Array syntax compilation and performance tuning
Doctor of Philosophy
Array syntax adds expressive power to a language by providing operations on and assignments to array sections. Thus it allows programmers to write clear and concise code. However, state-of-the-art vendor compilers fail to efficiently map array statements to underlying architectures for high performance. The inefficiency is caused by ineffectively solving the following three technical problems: (1) reducing the size of allocated temporary array; (2) extending solutions to the evolving architectures; (3) applying loop fusion to multiple array statements. Finding solutions to these problems is important because otherwise array syntax, though a high-level language feature, may not be widely used by application developers. To address the above problems, this research first develops a novel strategy that minimizes the allocated temporary arrays using loop alignment and loop skewing on scalar processors, thereby reducing memory traffic and improving cache utilization. It then extends the minimization strategy to exploit the increasing on-chip parallelism on evolving architectures that offer vector (e.g., SSE and AltiVec) and multi-core (e.g., CELL) capabilities. In addition, new techniques boost performance by improving data alignment and managing data movement, both of which are important on these new architectures. Last, this dissertation parameterizes loop fusion for performance tuning and explores the properties of the space of all possible loop fusion configurations, to expedite performance tuning of loop fusion for increasing data reuse across multiple array statements.

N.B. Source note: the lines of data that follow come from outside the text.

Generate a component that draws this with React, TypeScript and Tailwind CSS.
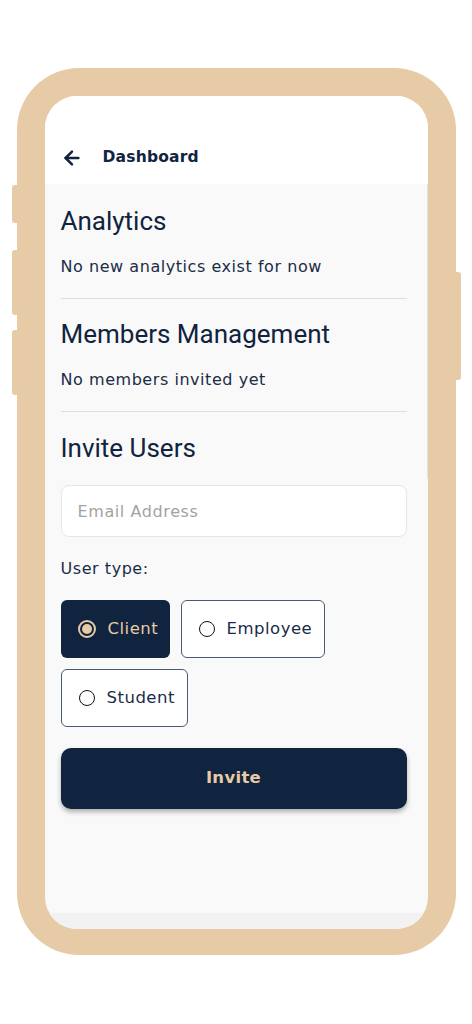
import { ArrowLeft } from 'lucide-react'

const NAVY = '#10233f'
const BODY_FONT = { fontFamily: '"DejaVu Sans", sans-serif' }
const HEAD_FONT = { fontFamily: 'Roboto, sans-serif' }

function Radio({ checked }: { checked?: boolean }) {
  return checked ? (
    <span className="flex h-[18px] w-[18px] items-center justify-center rounded-full border-2 border-[#e6cba4]">
      <span className="h-[10px] w-[10px] rounded-full bg-[#e6cba4]" />
    </span>
  ) : (
    <span className="h-[16px] w-[16px] rounded-full border-[1.5px] border-[#111]" />
  )
}

function TypeOption({ label, checked = false, width }: { label: string; checked?: boolean; width: string }) {
  return (
    <button
      className={`flex h-[58px] ${width} items-center gap-[12px] rounded-[6px] pl-[17px] text-[16.5px] tracking-[0.5px] ${
        checked ? 'bg-[#10233f] text-[#e6cba4]' : 'border border-[#4a5a72] bg-white text-[#1b2c47]'
      }`}
      style={BODY_FONT}
    >
      <Radio checked={checked} />
      <span>{label}</span>
    </button>
  )
}

export default function App() {
  return (
    <div className="flex min-h-[1024px] w-[472px] justify-center bg-white pt-[68px]">
      {/* phone frame */}
      <div className="relative h-[887px] w-[439px] rounded-[62px] bg-[#e7cba6] p-[28px] pb-[26px]">
        {/* side buttons */}
        <div className="absolute left-[-5px] top-[117px] h-[38px] w-[6px] rounded-l-[3px] bg-[#e7cba6]" />
        <div className="absolute left-[-5px] top-[182px] h-[65px] w-[6px] rounded-l-[3px] bg-[#e7cba6]" />
        <div className="absolute left-[-5px] top-[262px] h-[65px] w-[6px] rounded-l-[3px] bg-[#e7cba6]" />
        <div className="absolute right-[-5px] top-[204px] h-[108px] w-[6px] rounded-r-[3px] bg-[#e7cba6]" />

        {/* screen */}
        <div className="flex h-full flex-col overflow-hidden rounded-[32px] bg-[#f9f9f9]">
          {/* header */}
          <div className="flex h-[88px] shrink-0 items-end bg-white pb-[15px] pl-[16px]">
            <ArrowLeft size={22} strokeWidth={2.7} color={NAVY} />
            <span className="ml-[20px] text-[15.5px] font-semibold tracking-[0.2px] text-[#10233f]" style={BODY_FONT}>
              Dashboard
            </span>
          </div>

          {/* content */}
          <div className="relative flex flex-1 flex-col pl-[16px] pr-[21px] pt-[21px]">
            <div className="absolute right-0 top-0 h-[295px] w-px bg-[#e2e2e2]" />
            <h2 className="text-[26px] leading-[32px] text-[#10233f]" style={HEAD_FONT}>
              Analytics
            </h2>
            <p className="mt-[19px] text-[16px] leading-[22px] tracking-[0.55px] text-[#1b2c47]" style={BODY_FONT}>
              No new analytics exist for now
            </p>
            <div className="mt-[20px] h-px bg-[#dedede]" />

            <h2 className="mt-[19px] text-[26px] leading-[32px] text-[#10233f]" style={HEAD_FONT}>
              Members Management
            </h2>
            <p className="mt-[19px] text-[16px] leading-[22px] tracking-[0.55px] text-[#1b2c47]" style={BODY_FONT}>
              No members invited yet
            </p>
            <div className="mt-[20px] h-px bg-[#dedede]" />

            <h2 className="mt-[20px] text-[26px] leading-[32px] text-[#10233f]" style={HEAD_FONT}>
              Invite Users
            </h2>

            <input
              placeholder="Email Address"
              className="mt-[21px] h-[52px] rounded-[8px] border border-[#e6e6e6] bg-white px-[16px] text-[16px] tracking-[0.6px] outline-none placeholder:text-[#a3a3a3]"
              style={BODY_FONT}
            />

            <p className="mt-[21px] text-[16px] leading-[22px] tracking-[0.55px] text-[#1b2c47]" style={BODY_FONT}>
              User type:
            </p>

            <div className="mt-[20px] flex flex-wrap gap-x-[11px] gap-y-[11px]">
              <TypeOption label="Client" checked width="w-[109px]" />
              <TypeOption label="Employee" width="w-[144px]" />
              <TypeOption label="Student" width="w-[127px]" />
            </div>

            <button
              className="mt-[21px] h-[61px] rounded-[10px] bg-[#10233f] text-[16.5px] font-semibold tracking-[0.3px] text-[#e6cba4] shadow-[0_3px_5px_rgba(0,0,0,0.3)]"
              style={BODY_FONT}
            >
              Invite
            </button>
          </div>

          <div className="h-[16px] shrink-0 bg-[#f2f2f2]" />
        </div>
      </div>
    </div>
  )
}
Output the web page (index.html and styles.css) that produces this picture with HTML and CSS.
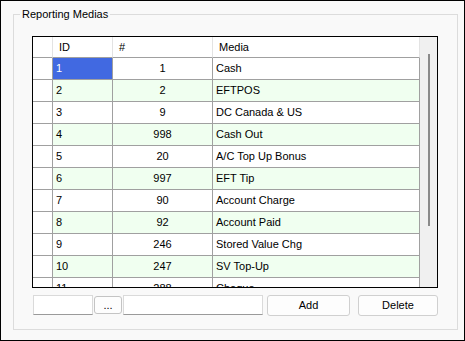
FILE: index.html
```html
<!DOCTYPE html>
<html>
<head>
<meta charset="utf-8">
<link rel="stylesheet" href="styles.css">
</head>
<body>
<div class="window">
  <fieldset class="group">
    <legend class="group-title">Reporting Medias</legend>
    <div class="group-body">
      <div class="grid">
        <div class="grid-rows">
          <div class="row head">
            <div class="cell rh"></div>
            <div class="cell">ID</div>
            <div class="cell">#</div>
            <div class="cell">Media</div>
          </div>
          <div class="row"><div class="cell rh"></div><div class="cell id selected">1</div><div class="cell num">1</div><div class="cell media">Cash</div></div>
          <div class="row alt"><div class="cell rh"></div><div class="cell id">2</div><div class="cell num">2</div><div class="cell media">EFTPOS</div></div>
          <div class="row"><div class="cell rh"></div><div class="cell id">3</div><div class="cell num">9</div><div class="cell media">DC Canada &amp; US</div></div>
          <div class="row alt"><div class="cell rh"></div><div class="cell id">4</div><div class="cell num">998</div><div class="cell media">Cash Out</div></div>
          <div class="row"><div class="cell rh"></div><div class="cell id">5</div><div class="cell num">20</div><div class="cell media">A/C Top Up Bonus</div></div>
          <div class="row alt"><div class="cell rh"></div><div class="cell id">6</div><div class="cell num">997</div><div class="cell media">EFT Tip</div></div>
          <div class="row"><div class="cell rh"></div><div class="cell id">7</div><div class="cell num">90</div><div class="cell media">Account Charge</div></div>
          <div class="row alt"><div class="cell rh"></div><div class="cell id">8</div><div class="cell num">92</div><div class="cell media">Account Paid</div></div>
          <div class="row"><div class="cell rh"></div><div class="cell id">9</div><div class="cell num">246</div><div class="cell media">Stored Value Chg</div></div>
          <div class="row alt"><div class="cell rh"></div><div class="cell id">10</div><div class="cell num">247</div><div class="cell media">SV Top-Up</div></div>
          <div class="row"><div class="cell rh"></div><div class="cell id">11</div><div class="cell num">288</div><div class="cell media">Cheque</div></div>
        </div>
        <div class="scrollbar"><div class="thumb"></div></div>
      </div>
      <div class="controls">
        <div class="textbox tb-short"></div>
        <div class="btn btn-dots">...</div>
        <div class="textbox tb-long"></div>
        <div class="btn btn-add">Add</div>
        <div class="btn btn-delete">Delete</div>
      </div>
    </div>
  </fieldset>
</div>
</body>
</html>
```

FILE: styles.css
```css
html, body {
  margin: 0;
  padding: 0;
}
body {
  font-family: "Liberation Sans", Arial, sans-serif;
  font-size: 11px;
  color: #000;
}
.window {
  box-sizing: border-box;
  width: 465px;
  height: 341px;
  border: 1px solid #000;
  background: #f9f9f9;
  padding: 0 7px 0 12px;
  overflow: hidden;
}
.group {
  box-sizing: border-box;
  width: 445px;
  margin: 7px 0 0 0;
  padding: 0;
  border: 1px solid #dcdcdc;
  min-width: 0;
}
.group-title {
  margin-left: 6px;
  padding: 0 2px;
  line-height: 13px;
}
.group-body {
  padding: 15px 19px 13px 18px;
}
.grid {
  display: flex;
  box-sizing: border-box;
  width: 406px;
  height: 252px;
  border: 1px solid #000;
  background: #fff;
}
.grid-rows {
  flex: 1;
  overflow: hidden;
}
.row {
  display: grid;
  grid-template-columns: 20px 60px 100px 207px;
  height: 22px;
}
.row.head {
  height: 21px;
}
.row.alt .cell {
  background: #f0fff0;
}
.row .cell.rh {
  background: #fff;
}
.cell {
  box-sizing: border-box;
  border-right: 1px solid #a0a0a0;
  border-bottom: 1px solid #a0a0a0;
  line-height: 21px;
  white-space: nowrap;
  overflow: hidden;
  padding-left: 3px;
}
.head .cell {
  background: #fff;
  border-right-color: #e3e3e3;
  line-height: 20px;
  padding-left: 6px;
}
.cell.rh {
  padding: 0;
}
.cell.num {
  text-align: center;
  padding-left: 0;
}
.cell.selected {
  background: #4169e1;
  color: #fff;
}
.scrollbar {
  box-sizing: border-box;
  width: 17px;
  background: #f0f0f0;
  padding: 17px 0 0 8px;
}
.thumb {
  width: 2px;
  height: 172px;
  background: #8a8a8a;
}
.controls {
  display: flex;
  align-items: flex-start;
  margin: 7px 0 0 1px;
}
.textbox {
  box-sizing: border-box;
  height: 20px;
  background: #fff;
  border: 1px solid #dadada;
  border-bottom-color: #9a9a9a;
}
.tb-short {
  width: 60px;
}
.tb-long {
  width: 140px;
  margin-left: 1px;
}
.btn {
  box-sizing: border-box;
  height: 21px;
  border: 1px solid #d0d0d0;
  border-radius: 3px;
  background: #fdfdfd;
  text-align: center;
  line-height: 19px;
}
.btn-dots {
  width: 28px;
  height: 18px;
  line-height: 16px;
  margin: 1px 0 0 1px;
  border-color: #c4c4c4;
}
.btn-add {
  width: 83px;
  margin-left: 4px;
}
.btn-delete {
  width: 80px;
  margin-left: 8px;
}
```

These transformations and optimizations are implemented in a source-to-source research compiler with extensions to target short vector processors and CELL processor. Experiments show that array statements compiled with our strategy run as much as two times faster than those compiled directly by vendor compilers. Our exploration of loop fusion parameter space identifies good candidates for heuristic searching and space pruning, which are essential to make the performance tuning process practical. In summary, this dissertation demonstrates that advanced compilation techniques can significantly improve the performance of programs written in array syntax upon current state-of-the-art implementation across a variety of architectures, including the latest multi-core processors with vector capabilities.